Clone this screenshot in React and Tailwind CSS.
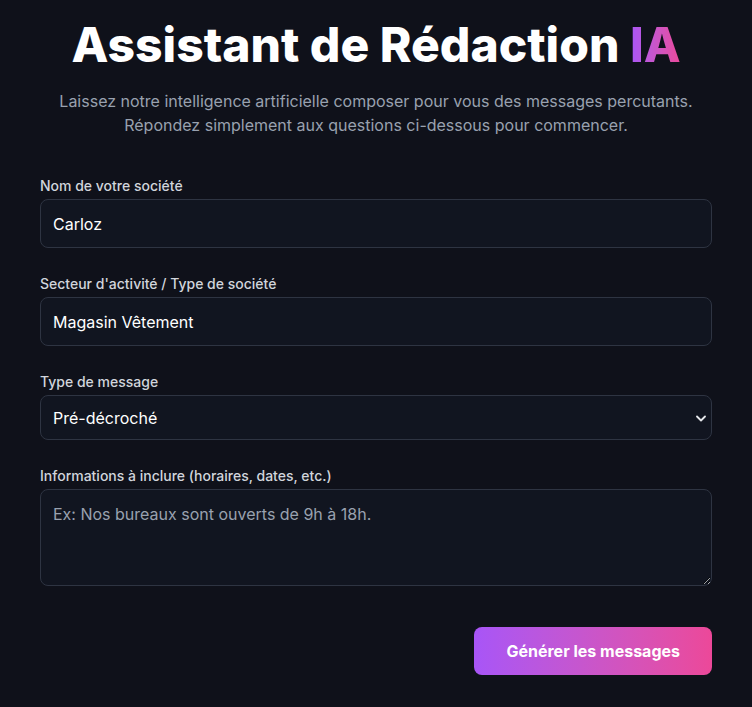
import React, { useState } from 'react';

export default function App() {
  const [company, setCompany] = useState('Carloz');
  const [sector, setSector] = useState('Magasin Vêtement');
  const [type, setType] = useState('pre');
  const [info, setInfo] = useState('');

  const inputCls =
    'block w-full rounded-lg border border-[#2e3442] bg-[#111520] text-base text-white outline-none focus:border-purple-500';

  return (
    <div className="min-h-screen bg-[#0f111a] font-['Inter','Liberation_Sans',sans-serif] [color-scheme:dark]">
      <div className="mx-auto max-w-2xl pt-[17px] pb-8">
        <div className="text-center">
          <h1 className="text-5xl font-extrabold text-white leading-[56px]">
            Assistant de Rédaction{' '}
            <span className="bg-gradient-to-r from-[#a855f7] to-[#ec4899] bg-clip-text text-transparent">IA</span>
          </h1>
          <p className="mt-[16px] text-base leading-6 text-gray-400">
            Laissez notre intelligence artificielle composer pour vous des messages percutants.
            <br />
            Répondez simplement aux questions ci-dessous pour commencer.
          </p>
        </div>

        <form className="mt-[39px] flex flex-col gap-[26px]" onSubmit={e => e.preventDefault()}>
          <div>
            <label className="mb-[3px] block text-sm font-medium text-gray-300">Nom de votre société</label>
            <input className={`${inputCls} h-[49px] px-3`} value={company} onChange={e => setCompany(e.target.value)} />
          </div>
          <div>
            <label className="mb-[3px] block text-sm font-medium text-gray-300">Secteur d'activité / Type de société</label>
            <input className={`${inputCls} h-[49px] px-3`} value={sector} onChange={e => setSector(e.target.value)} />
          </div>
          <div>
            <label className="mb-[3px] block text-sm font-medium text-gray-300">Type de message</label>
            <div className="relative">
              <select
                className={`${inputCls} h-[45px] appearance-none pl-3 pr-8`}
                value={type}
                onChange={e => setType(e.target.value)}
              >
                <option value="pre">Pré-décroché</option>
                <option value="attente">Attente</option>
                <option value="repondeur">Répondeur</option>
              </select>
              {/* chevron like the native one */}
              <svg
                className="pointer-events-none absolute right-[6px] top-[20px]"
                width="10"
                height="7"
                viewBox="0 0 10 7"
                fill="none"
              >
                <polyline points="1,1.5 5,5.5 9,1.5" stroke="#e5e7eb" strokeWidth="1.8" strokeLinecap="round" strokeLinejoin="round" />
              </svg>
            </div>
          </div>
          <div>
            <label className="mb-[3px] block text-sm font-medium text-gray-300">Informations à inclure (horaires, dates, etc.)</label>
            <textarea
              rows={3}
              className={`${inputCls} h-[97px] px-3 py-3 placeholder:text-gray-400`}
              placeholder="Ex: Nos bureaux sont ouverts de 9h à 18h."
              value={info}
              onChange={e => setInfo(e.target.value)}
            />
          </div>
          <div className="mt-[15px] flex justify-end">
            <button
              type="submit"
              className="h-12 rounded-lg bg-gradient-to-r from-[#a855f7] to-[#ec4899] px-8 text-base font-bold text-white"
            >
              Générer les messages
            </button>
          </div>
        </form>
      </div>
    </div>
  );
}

| What is required |
Give the data again exactly as written, with all pictures left out.

| Answer to this problem |
Clone this screenshot in React and Tailwind CSS.
import React, { useState } from 'react';

export default function App() {
  const [company, setCompany] = useState('Carloz');
  const [sector, setSector] = useState('Magasin Vêtement');
  const [type, setType] = useState('pre');
  const [info, setInfo] = useState('');

  const inputCls =
    'block w-full rounded-lg border border-[#2e3442] bg-[#111520] text-base text-white outline-none focus:border-purple-500';

  return (
    <div className="min-h-screen bg-[#0f111a] font-['Inter','Liberation_Sans',sans-serif] [color-scheme:dark]">
      <div className="mx-auto max-w-2xl pt-[17px] pb-8">
        <div className="text-center">
          <h1 className="text-5xl font-extrabold text-white leading-[56px]">
            Assistant de Rédaction{' '}
            <span className="bg-gradient-to-r from-[#a855f7] to-[#ec4899] bg-clip-text text-transparent">IA</span>
          </h1>
          <p className="mt-[16px] text-base leading-6 text-gray-400">
            Laissez notre intelligence artificielle composer pour vous des messages percutants.
            <br />
            Répondez simplement aux questions ci-dessous pour commencer.
          </p>
        </div>

        <form className="mt-[39px] flex flex-col gap-[26px]" onSubmit={e => e.preventDefault()}>
          <div>
            <label className="mb-[3px] block text-sm font-medium text-gray-300">Nom de votre société</label>
            <input className={`${inputCls} h-[49px] px-3`} value={company} onChange={e => setCompany(e.target.value)} />
          </div>
          <div>
            <label className="mb-[3px] block text-sm font-medium text-gray-300">Secteur d'activité / Type de société</label>
            <input className={`${inputCls} h-[49px] px-3`} value={sector} onChange={e => setSector(e.target.value)} />
          </div>
          <div>
            <label className="mb-[3px] block text-sm font-medium text-gray-300">Type de message</label>
            <div className="relative">
              <select
                className={`${inputCls} h-[45px] appearance-none pl-3 pr-8`}
                value={type}
                onChange={e => setType(e.target.value)}
              >
                <option value="pre">Pré-décroché</option>
                <option value="attente">Attente</option>
                <option value="repondeur">Répondeur</option>
              </select>
              {/* chevron like the native one */}
              <svg
                className="pointer-events-none absolute right-[6px] top-[20px]"
                width="10"
                height="7"
                viewBox="0 0 10 7"
                fill="none"
              >
                <polyline points="1,1.5 5,5.5 9,1.5" stroke="#e5e7eb" strokeWidth="1.8" strokeLinecap="round" strokeLinejoin="round" />
              </svg>
            </div>
          </div>
          <div>
            <label className="mb-[3px] block text-sm font-medium text-gray-300">Informations à inclure (horaires, dates, etc.)</label>
            <textarea
              rows={3}
              className={`${inputCls} h-[97px] px-3 py-3 placeholder:text-gray-400`}
              placeholder="Ex: Nos bureaux sont ouverts de 9h à 18h."
              value={info}
              onChange={e => setInfo(e.target.value)}
            />
          </div>
          <div className="mt-[15px] flex justify-end">
            <button
              type="submit"
              className="h-12 rounded-lg bg-gradient-to-r from-[#a855f7] to-[#ec4899] px-8 text-base font-bold text-white"
            >
              Générer les messages
            </button>
          </div>
        </form>
      </div>
    </div>
  );
}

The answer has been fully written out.